In Uncategorized on July 14, 2012 at 10:45 pm

I recently came across a video that a fellow CFer made. It features Dr Elizabeth Tullis talking about CF.  I want to tell you all that this Doctor is not only an amazing physician, but she is a great speaker: incredibly wise, and is one MAJOR reason why I am still alive today. Visiting her would not only treat my symptoms, but it taught me about the illness, and in that way it treated my mind & all the questions I ever had (& that she has always been able to explain).  A whole team of Docs have contributed to my wellness, but this one woman kept me going for twenty years on lungs that were genetically coded to self destruct.  Anyhow, here is the video.  I think you’ll agree she’s wonderful.

What’s also remarkable about this video is that My Mom was in nursing training in the 1960s. Think how scared she would have been to have a child with CF given life expectancies back then.  Also,some of you may wonder, but as my new lungs won’t be troubled with the CF gene, I won’t benefit from the really cool research they are coming up with now, but it’s all a step in the right direction. Dr Tullis describes in the video how scientists have discovered how to open the salt channel that is at the root of all the Cf disease.  SALT transfer. It all comes down to salt. Sounds so simple, doesn’t it?

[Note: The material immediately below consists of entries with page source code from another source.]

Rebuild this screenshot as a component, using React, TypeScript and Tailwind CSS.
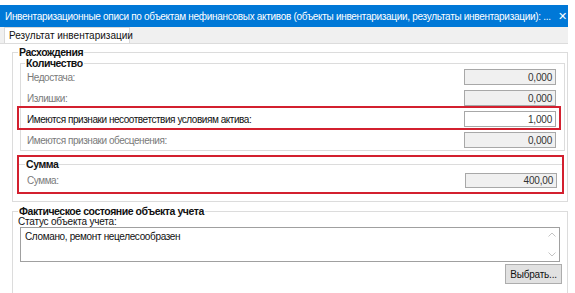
import React from 'react';

const rows = [
  { label: 'Недостача:', value: '0,000', marked: false },
  { label: 'Излишки:', value: '0,000', marked: false },
  { label: 'Имеются признаки несоответствия условиям актива:', value: '1,000', marked: true },
  { label: 'Имеются признаки обесценения:', value: '0,000', marked: false },
];

const font = { fontFamily: '"Liberation Sans", Tahoma, sans-serif' };

// read-only number box on the right
function NumBox({ value, white, h = 'h-[16px]' }: { value: string; white?: boolean; h?: string }) {
  return (
    <div
      className={`${h} w-[92px] border border-[#a8a8a8] ${white ? 'bg-white' : 'bg-[#f0f0f0]'} flex items-center justify-end pr-[3px] text-[10px] tracking-[-0.2px] text-[#333]`}
      style={font}
    >
      {value}
    </div>
  );
}

function Legend({ text, ml }: { text: string; ml: string }) {
  return (
    <legend className={`${ml} px-[1px] text-[10.5px] leading-[10px] font-bold tracking-[-0.45px] text-[#111]`} style={font}>
      {text}
    </legend>
  );
}

const App: React.FC = () => {
  return (
    <div className="w-[575px] h-[293px] bg-white overflow-hidden">
      <div className="w-[568px] pt-[5px]">
        {/* window title */}
        <div
          className="h-[22px] bg-[#0078d7] flex items-center pl-[5px] pr-[1px] text-white text-[10px] tracking-[-0.3px] whitespace-nowrap overflow-hidden"
          style={font}
        >
          <span>
            Инвентаризационные описи по объектам нефинансовых активов (объекты инвентаризации, результаты инвентаризации): ...
          </span>
          <span className="ml-auto text-[11px]">✕</span>
        </div>

        {/* tabs */}
        <div className="h-[17px] bg-[#f0f0f0] border-b border-[#dcdcdc] flex items-end">
          <div
            className="ml-[4px] h-[16px] w-[126px] bg-white border border-b-0 border-[#d9d9d9] pl-[4px] text-[10px] leading-[15px] whitespace-nowrap text-[#111]"
            style={font}
          >
            Результат инвентаризации
          </div>
        </div>

        <div className="pt-[3px]">
          {/* Расхождения */}
          <fieldset className="ml-[12px] w-[556px] border border-[#dcdcdc] pb-[7px]">
            <Legend text="Расхождения" ml="ml-[5px]" />

            <fieldset className="mt-[1px] ml-[7px] mr-[2px] border border-[#dcdcdc] pt-[1px] pb-[2px]">
              <Legend text="Количество" ml="ml-[4px]" />
              <div className="flex flex-col gap-[5px]">
                {rows.map((r) => (
                  <div key={r.label} className="relative h-[16px] flex items-center justify-between">
                    <span
                      className={`pl-[6px] text-[10px] tracking-[-0.45px] ${r.marked ? 'text-[#111]' : 'text-[#7a7a7a]'}`}
                      style={font}
                    >
                      {r.label}
                    </span>
                    <div className="mr-[8px]">
                      <NumBox value={r.value} white={r.marked} />
                    </div>
                    {r.marked && (
                      <div className="pointer-events-none absolute -top-[5px] -bottom-[3px] -left-[4px] right-[3px] border-2 border-[#d3202f]" />
                    )}
                  </div>
                ))}
              </div>
            </fieldset>

            {/* Сумма, marked */}
            <div className="mt-[4px] ml-[4px] mr-[3px] border-2 border-[#d3202f] pt-[2px] pb-[4px]">
              <fieldset className="border-0 border-t border-[#dcdcdc]">
                <Legend text="Сумма" ml="ml-[6px]" />
                <div className="pt-[4px] h-[19px] flex items-center justify-between">
                  <span className="pl-[8px] text-[10px] tracking-[-0.45px] text-[#7a7a7a]" style={font}>
                    Сумма:
                  </span>
                  <div className="mr-[5px]">
                    <NumBox value="400,00" h="h-[15px]" />
                  </div>
                </div>
              </fieldset>
            </div>
          </fieldset>

          {/* Фактическое состояние */}
          <fieldset className="mt-[4px] ml-[12px] w-[556px] border border-[#dcdcdc] pb-[10px] flex flex-col">
            <Legend text="Фактическое состояние объекта учета" ml="ml-[5px]" />
            <div className="mt-[1px] ml-[5px] text-[10px] leading-[10px] tracking-[-0.2px] text-[#111]" style={font}>
              Статус объекта учета:
            </div>
            <div className="ml-[7px] w-[540px] h-[35px] border border-[#a0a0a0] bg-white flex">
              <div className="flex-1 pl-[4px] pt-[3px] text-[10px] leading-[12px] tracking-[-0.35px] text-[#111]" style={font}>
                Сломано, ремонт нецелесообразен
              </div>
              <div className="w-[14px] flex flex-col items-center justify-between py-[4px] text-[#c4c4c4]">
                <svg width="8" height="5" viewBox="0 0 8 5" fill="none" stroke="currentColor" strokeWidth="1">
                  <path d="M0.5 4.5 L4 1 L7.5 4.5" />
                </svg>
                <svg width="8" height="5" viewBox="0 0 8 5" fill="none" stroke="currentColor" strokeWidth="1">
                  <path d="M0.5 0.5 L4 4 L7.5 0.5" />
                </svg>
              </div>
            </div>
            <div
              className="mt-[2px] self-end mr-[5px] h-[20px] w-[57px] bg-[#e1e1e1] border border-[#adadad] flex items-center justify-center text-[10px] tracking-[-0.2px] text-[#111]"
              style={font}
            >
              Выбрать...
            </div>
          </fieldset>
        </div>
      </div>
    </div>
  );
};

export default App;
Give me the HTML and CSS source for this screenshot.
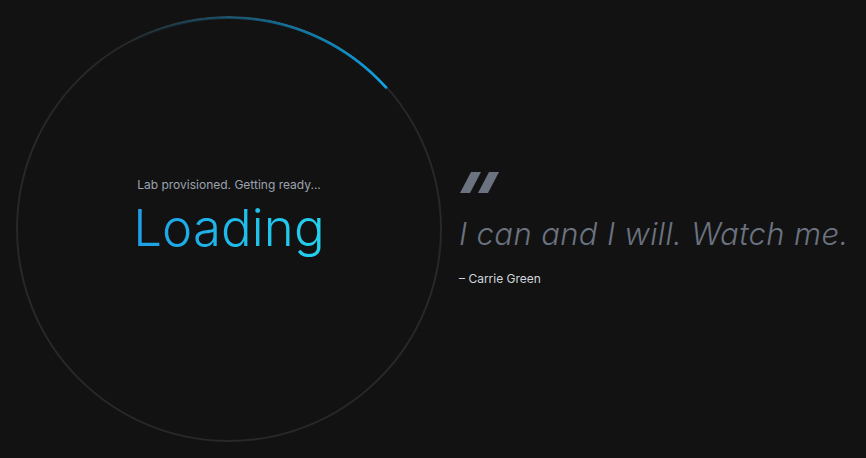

I remember the day when they discovered the CF “Gene”… we all prayed that cure would be around the corner.  Not quite. Though during the next three decades, coping mechanisms to treat symptoms did evolve extending life expectancy and quality of life of sufferers. The cure didn’t come in time for me, but transplants started to happen in the mid 1980s, & so that was my life raft.  But hopefully in future people with CF won’t NEED to have transplants.  Transplant, as we know, is such a delicate and volatile condition.  Luckily, CF research is FASCINATING to scientists… let’s hope we continue to fascinate them all the way to a cure!

Please do support to Canadian Cystic Fibrosis Foundation: compared to other charitable organizations, a resoundingly greater amount of it’s funds go towards research.